THE INPUT ::
---

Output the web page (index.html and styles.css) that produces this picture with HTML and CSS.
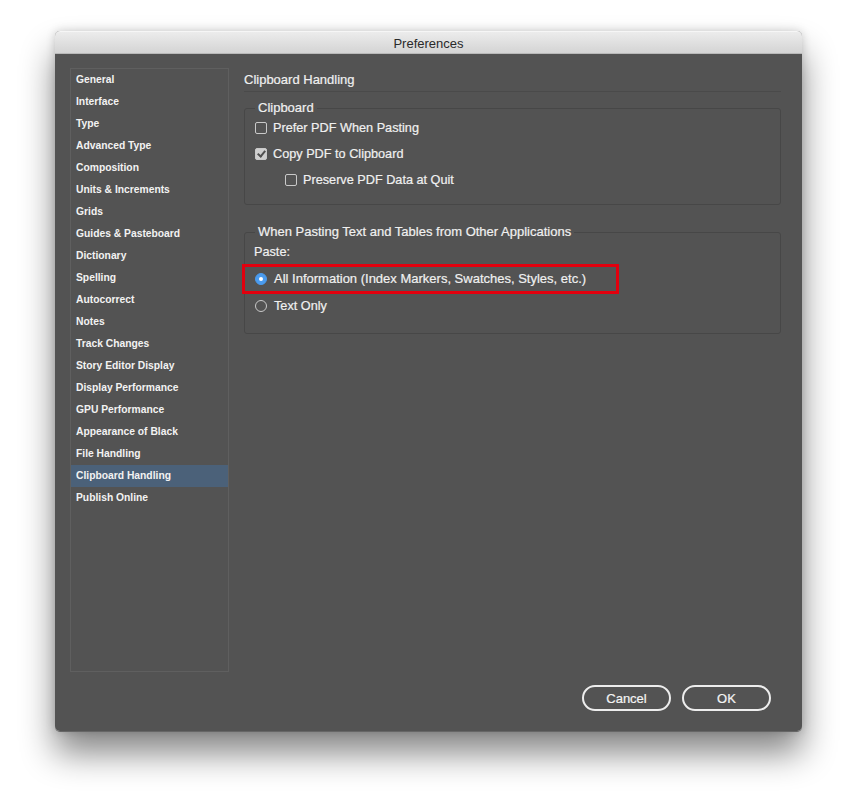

---

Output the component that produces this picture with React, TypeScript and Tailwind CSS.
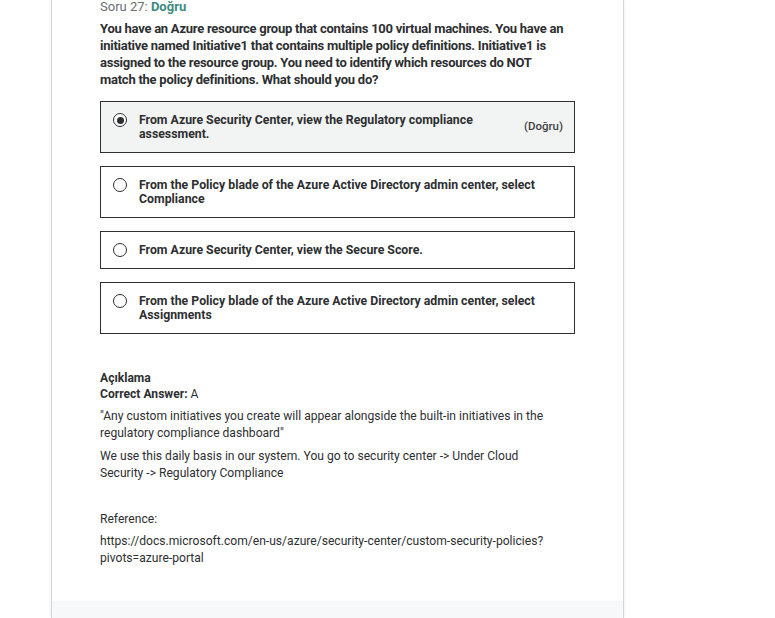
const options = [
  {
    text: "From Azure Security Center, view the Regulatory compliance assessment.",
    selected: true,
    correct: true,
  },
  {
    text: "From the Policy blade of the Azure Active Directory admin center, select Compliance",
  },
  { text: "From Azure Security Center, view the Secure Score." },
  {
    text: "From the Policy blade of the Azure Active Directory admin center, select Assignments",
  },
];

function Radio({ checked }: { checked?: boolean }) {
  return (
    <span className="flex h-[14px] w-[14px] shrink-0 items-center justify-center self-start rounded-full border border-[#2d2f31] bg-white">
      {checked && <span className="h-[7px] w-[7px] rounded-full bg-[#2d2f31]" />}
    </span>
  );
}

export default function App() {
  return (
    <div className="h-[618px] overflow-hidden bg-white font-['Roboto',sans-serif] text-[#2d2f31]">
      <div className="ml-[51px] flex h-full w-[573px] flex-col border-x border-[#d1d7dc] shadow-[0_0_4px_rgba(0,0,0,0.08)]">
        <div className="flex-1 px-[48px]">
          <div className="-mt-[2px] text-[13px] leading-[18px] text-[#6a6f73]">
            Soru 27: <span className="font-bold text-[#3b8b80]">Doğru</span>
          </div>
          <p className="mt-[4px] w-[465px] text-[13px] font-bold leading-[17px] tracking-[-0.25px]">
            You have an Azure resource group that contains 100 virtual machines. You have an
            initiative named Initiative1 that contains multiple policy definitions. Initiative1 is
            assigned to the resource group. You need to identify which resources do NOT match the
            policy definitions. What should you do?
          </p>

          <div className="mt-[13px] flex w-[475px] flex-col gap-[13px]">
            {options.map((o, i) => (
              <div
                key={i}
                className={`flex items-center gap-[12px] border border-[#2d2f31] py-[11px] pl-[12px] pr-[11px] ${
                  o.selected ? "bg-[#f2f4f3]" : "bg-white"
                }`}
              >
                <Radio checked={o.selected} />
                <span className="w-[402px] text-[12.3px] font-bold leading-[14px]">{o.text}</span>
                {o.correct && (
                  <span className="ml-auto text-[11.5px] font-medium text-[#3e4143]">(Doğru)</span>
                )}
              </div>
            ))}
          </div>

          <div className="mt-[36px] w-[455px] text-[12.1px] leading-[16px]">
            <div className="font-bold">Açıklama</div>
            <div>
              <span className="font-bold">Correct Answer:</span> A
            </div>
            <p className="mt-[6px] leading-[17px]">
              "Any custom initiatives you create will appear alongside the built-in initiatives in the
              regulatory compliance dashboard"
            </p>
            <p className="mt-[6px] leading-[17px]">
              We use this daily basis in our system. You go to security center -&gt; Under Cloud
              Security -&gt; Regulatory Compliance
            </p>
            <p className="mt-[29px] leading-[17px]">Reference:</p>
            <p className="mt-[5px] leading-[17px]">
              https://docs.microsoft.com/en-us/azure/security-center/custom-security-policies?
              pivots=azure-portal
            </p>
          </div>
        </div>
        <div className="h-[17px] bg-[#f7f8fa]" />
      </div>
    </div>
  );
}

---

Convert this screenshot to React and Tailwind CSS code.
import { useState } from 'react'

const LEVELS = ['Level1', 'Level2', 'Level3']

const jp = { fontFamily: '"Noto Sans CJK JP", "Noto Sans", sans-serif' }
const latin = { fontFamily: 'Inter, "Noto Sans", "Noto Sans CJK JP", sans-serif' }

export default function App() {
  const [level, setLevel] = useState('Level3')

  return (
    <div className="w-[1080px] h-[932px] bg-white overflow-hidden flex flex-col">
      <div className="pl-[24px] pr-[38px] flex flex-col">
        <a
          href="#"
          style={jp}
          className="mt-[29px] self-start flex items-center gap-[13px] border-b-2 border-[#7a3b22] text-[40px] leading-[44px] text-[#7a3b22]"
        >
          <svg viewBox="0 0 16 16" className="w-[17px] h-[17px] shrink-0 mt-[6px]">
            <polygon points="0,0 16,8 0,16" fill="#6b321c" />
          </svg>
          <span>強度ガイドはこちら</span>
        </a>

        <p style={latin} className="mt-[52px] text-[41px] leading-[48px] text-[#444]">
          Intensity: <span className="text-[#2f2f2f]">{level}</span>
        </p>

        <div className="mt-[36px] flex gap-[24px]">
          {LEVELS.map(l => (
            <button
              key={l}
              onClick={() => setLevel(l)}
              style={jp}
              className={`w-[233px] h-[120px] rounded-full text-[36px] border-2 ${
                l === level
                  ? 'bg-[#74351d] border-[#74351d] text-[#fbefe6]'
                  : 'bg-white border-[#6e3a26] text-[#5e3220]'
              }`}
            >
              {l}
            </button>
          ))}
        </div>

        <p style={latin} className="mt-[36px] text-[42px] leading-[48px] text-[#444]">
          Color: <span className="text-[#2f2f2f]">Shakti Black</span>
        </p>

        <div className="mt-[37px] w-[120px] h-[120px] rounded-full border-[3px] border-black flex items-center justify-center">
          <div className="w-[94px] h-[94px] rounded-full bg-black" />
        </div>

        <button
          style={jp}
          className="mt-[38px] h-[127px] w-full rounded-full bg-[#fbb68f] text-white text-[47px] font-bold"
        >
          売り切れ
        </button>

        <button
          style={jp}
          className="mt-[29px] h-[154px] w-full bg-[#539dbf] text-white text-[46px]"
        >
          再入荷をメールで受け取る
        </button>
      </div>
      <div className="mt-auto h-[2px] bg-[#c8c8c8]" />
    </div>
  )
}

---

WHAT IS REQUIRED :: Search the material above for "this". Pull out each line where it shows up.

RESPONSE TO THE EXERCISE ::
Output the web page (index.html and styles.css) that produces this picture with HTML and CSS.
Output the component that produces this picture with React, TypeScript and Tailwind CSS.
              We use this daily basis in our system. You go to security center -&gt; Under Cloud
Convert this screenshot to React and Tailwind CSS code.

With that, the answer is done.